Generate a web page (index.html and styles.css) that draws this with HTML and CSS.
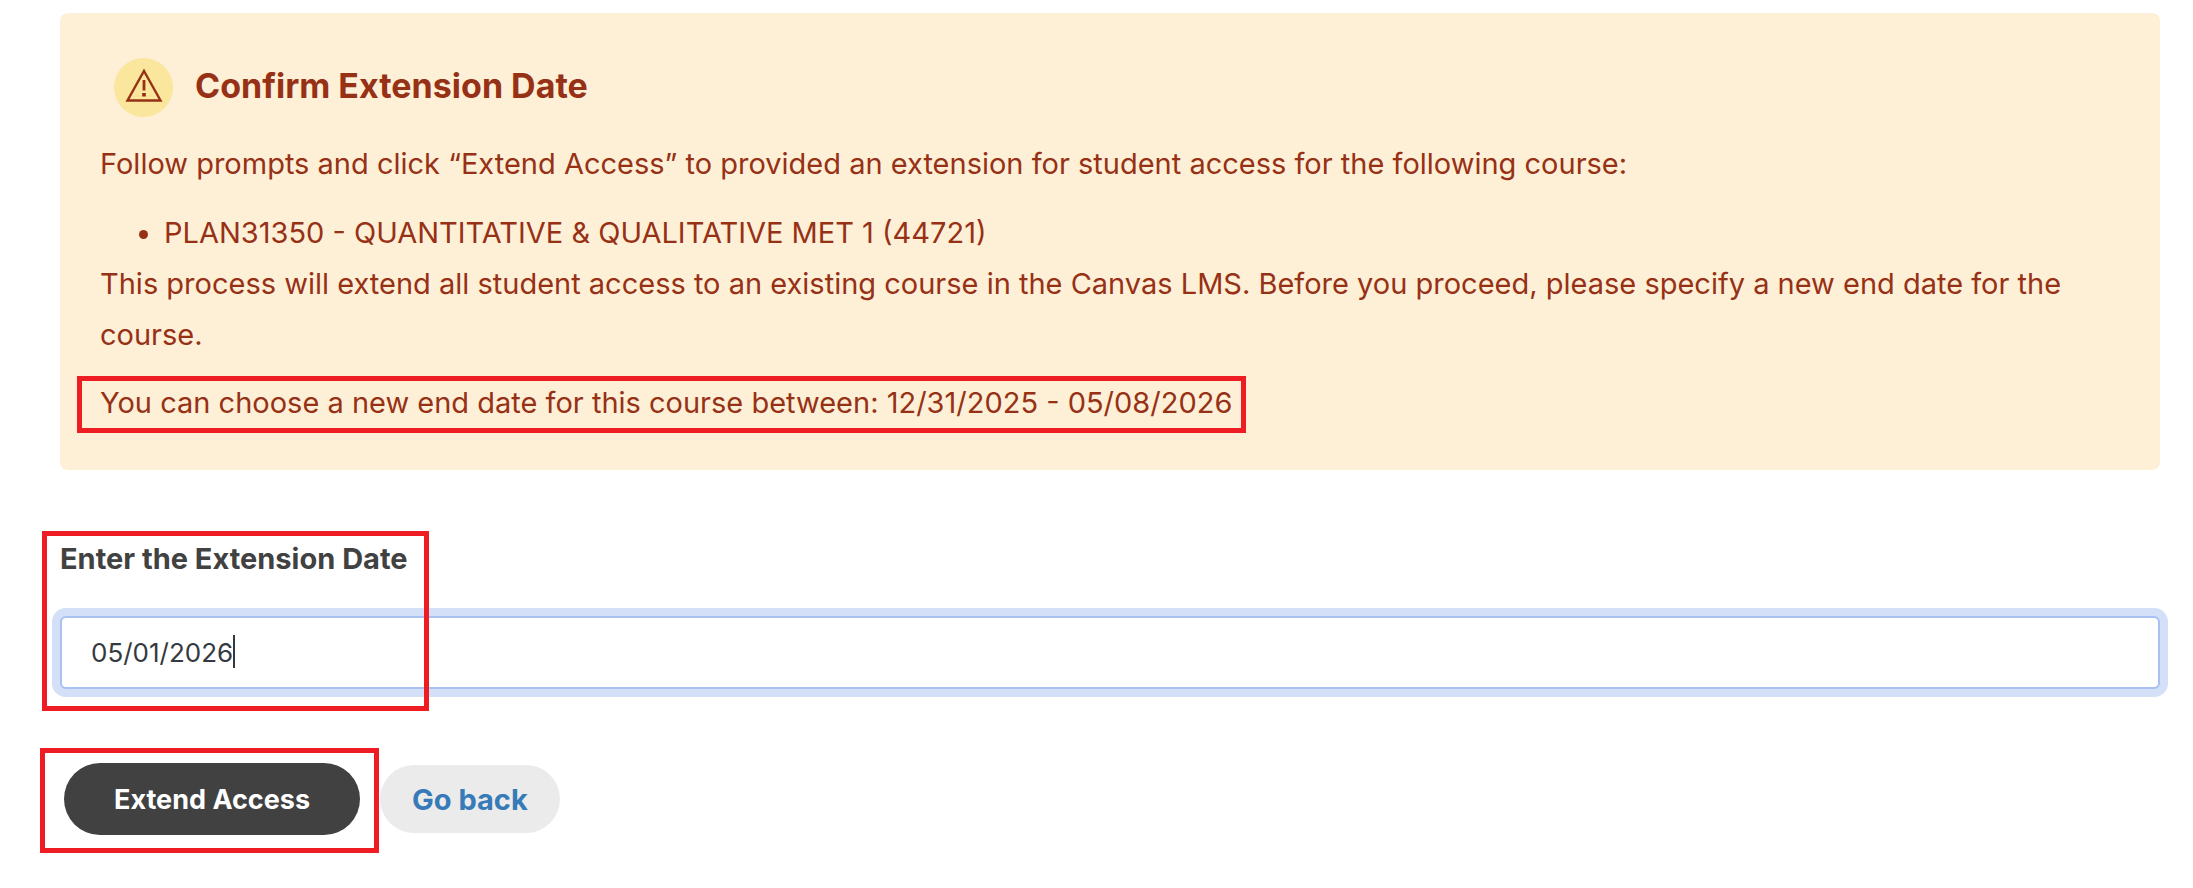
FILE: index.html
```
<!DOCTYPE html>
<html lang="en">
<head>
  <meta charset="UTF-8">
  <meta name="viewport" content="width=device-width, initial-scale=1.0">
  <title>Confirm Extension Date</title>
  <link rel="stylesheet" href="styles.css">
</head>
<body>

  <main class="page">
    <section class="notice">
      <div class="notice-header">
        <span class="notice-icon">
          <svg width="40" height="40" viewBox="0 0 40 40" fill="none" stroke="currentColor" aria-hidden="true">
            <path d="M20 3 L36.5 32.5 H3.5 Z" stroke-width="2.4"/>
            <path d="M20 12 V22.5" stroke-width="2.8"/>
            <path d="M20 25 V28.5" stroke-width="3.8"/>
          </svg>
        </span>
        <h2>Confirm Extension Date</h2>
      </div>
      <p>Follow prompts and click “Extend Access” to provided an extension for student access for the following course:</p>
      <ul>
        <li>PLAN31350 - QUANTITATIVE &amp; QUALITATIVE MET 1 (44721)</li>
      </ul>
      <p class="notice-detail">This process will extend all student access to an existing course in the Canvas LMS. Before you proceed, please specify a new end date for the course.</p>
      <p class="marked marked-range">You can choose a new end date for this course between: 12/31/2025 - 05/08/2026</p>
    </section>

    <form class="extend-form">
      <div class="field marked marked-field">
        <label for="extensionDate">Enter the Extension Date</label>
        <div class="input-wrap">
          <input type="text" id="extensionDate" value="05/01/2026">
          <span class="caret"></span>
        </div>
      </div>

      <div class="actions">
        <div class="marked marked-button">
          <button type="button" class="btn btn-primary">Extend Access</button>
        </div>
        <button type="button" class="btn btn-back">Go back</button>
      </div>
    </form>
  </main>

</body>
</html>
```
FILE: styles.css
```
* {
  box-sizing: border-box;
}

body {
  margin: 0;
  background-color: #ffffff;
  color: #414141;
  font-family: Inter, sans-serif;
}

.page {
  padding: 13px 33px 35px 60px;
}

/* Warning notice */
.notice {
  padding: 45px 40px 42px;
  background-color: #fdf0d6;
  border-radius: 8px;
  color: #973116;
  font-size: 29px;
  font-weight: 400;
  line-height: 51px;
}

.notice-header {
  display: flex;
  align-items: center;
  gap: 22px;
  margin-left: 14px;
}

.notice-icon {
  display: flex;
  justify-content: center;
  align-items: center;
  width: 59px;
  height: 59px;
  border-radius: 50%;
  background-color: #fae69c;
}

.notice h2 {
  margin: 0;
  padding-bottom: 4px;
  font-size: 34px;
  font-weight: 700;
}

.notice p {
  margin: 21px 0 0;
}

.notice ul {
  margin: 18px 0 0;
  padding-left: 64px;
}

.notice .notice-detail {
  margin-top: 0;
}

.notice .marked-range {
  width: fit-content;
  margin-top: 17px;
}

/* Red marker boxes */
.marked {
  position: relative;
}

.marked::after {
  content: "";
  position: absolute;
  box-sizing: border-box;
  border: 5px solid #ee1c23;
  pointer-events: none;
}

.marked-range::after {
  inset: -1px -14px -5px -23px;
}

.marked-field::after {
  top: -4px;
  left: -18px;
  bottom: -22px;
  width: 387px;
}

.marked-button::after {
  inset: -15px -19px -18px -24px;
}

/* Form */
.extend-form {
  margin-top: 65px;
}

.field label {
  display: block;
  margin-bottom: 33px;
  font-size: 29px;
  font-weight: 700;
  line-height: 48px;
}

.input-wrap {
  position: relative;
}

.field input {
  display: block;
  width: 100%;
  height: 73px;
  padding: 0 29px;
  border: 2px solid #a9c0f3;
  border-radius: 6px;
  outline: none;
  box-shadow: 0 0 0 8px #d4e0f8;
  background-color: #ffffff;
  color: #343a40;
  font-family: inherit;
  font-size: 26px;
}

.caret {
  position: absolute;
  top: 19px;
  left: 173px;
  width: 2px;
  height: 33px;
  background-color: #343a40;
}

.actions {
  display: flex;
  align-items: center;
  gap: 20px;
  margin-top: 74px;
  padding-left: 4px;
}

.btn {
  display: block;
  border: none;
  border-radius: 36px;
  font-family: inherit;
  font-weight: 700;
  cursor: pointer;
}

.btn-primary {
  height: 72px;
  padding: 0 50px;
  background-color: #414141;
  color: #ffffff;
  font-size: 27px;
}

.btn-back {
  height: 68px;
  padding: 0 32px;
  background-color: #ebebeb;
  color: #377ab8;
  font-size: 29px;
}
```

* _OBJECTIVE_
Reproduce the whole listing exactly, but not the images in it.

* _OUTPUT FOR THIS EXERCISE_
Generate a web page (index.html and styles.css) that draws this with HTML and CSS.
FILE: index.html
```
<!DOCTYPE html>
<html lang="en">
<head>
  <meta charset="UTF-8">
  <meta name="viewport" content="width=device-width, initial-scale=1.0">
  <title>Confirm Extension Date</title>
  <link rel="stylesheet" href="styles.css">
</head>
<body>

  <main class="page">
    <section class="notice">
      <div class="notice-header">
        <span class="notice-icon">
          <svg width="40" height="40" viewBox="0 0 40 40" fill="none" stroke="currentColor" aria-hidden="true">
            <path d="M20 3 L36.5 32.5 H3.5 Z" stroke-width="2.4"/>
            <path d="M20 12 V22.5" stroke-width="2.8"/>
            <path d="M20 25 V28.5" stroke-width="3.8"/>
          </svg>
        </span>
        <h2>Confirm Extension Date</h2>
      </div>
      <p>Follow prompts and click “Extend Access” to provided an extension for student access for the following course:</p>
      <ul>
        <li>PLAN31350 - QUANTITATIVE &amp; QUALITATIVE MET 1 (44721)</li>
      </ul>
      <p class="notice-detail">This process will extend all student access to an existing course in the Canvas LMS. Before you proceed, please specify a new end date for the course.</p>
      <p class="marked marked-range">You can choose a new end date for this course between: 12/31/2025 - 05/08/2026</p>
    </section>

    <form class="extend-form">
      <div class="field marked marked-field">
        <label for="extensionDate">Enter the Extension Date</label>
        <div class="input-wrap">
          <input type="text" id="extensionDate" value="05/01/2026">
          <span class="caret"></span>
        </div>
      </div>

      <div class="actions">
        <div class="marked marked-button">
          <button type="button" class="btn btn-primary">Extend Access</button>
        </div>
        <button type="button" class="btn btn-back">Go back</button>
      </div>
    </form>
  </main>

</body>
</html>
```
FILE: styles.css
```
* {
  box-sizing: border-box;
}

body {
  margin: 0;
  background-color: #ffffff;
  color: #414141;
  font-family: Inter, sans-serif;
}

.page {
  padding: 13px 33px 35px 60px;
}

/* Warning notice */
.notice {
  padding: 45px 40px 42px;
  background-color: #fdf0d6;
  border-radius: 8px;
  color: #973116;
  font-size: 29px;
  font-weight: 400;
  line-height: 51px;
}

.notice-header {
  display: flex;
  align-items: center;
  gap: 22px;
  margin-left: 14px;
}

.notice-icon {
  display: flex;
  justify-content: center;
  align-items: center;
  width: 59px;
  height: 59px;
  border-radius: 50%;
  background-color: #fae69c;
}

.notice h2 {
  margin: 0;
  padding-bottom: 4px;
  font-size: 34px;
  font-weight: 700;
}

.notice p {
  margin: 21px 0 0;
}

.notice ul {
  margin: 18px 0 0;
  padding-left: 64px;
}

.notice .notice-detail {
  margin-top: 0;
}

.notice .marked-range {
  width: fit-content;
  margin-top: 17px;
}

/* Red marker boxes */
.marked {
  position: relative;
}

.marked::after {
  content: "";
  position: absolute;
  box-sizing: border-box;
  border: 5px solid #ee1c23;
  pointer-events: none;
}

.marked-range::after {
  inset: -1px -14px -5px -23px;
}

.marked-field::after {
  top: -4px;
  left: -18px;
  bottom: -22px;
  width: 387px;
}

.marked-button::after {
  inset: -15px -19px -18px -24px;
}

/* Form */
.extend-form {
  margin-top: 65px;
}

.field label {
  display: block;
  margin-bottom: 33px;
  font-size: 29px;
  font-weight: 700;
  line-height: 48px;
}

.input-wrap {
  position: relative;
}

.field input {
  display: block;
  width: 100%;
  height: 73px;
  padding: 0 29px;
  border: 2px solid #a9c0f3;
  border-radius: 6px;
  outline: none;
  box-shadow: 0 0 0 8px #d4e0f8;
  background-color: #ffffff;
  color: #343a40;
  font-family: inherit;
  font-size: 26px;
}

.caret {
  position: absolute;
  top: 19px;
  left: 173px;
  width: 2px;
  height: 33px;
  background-color: #343a40;
}

.actions {
  display: flex;
  align-items: center;
  gap: 20px;
  margin-top: 74px;
  padding-left: 4px;
}

.btn {
  display: block;
  border: none;
  border-radius: 36px;
  font-family: inherit;
  font-weight: 700;
  cursor: pointer;
}

.btn-primary {
  height: 72px;
  padding: 0 50px;
  background-color: #414141;
  color: #ffffff;
  font-size: 27px;
}

.btn-back {
  height: 68px;
  padding: 0 32px;
  background-color: #ebebeb;
  color: #377ab8;
  font-size: 29px;
}
```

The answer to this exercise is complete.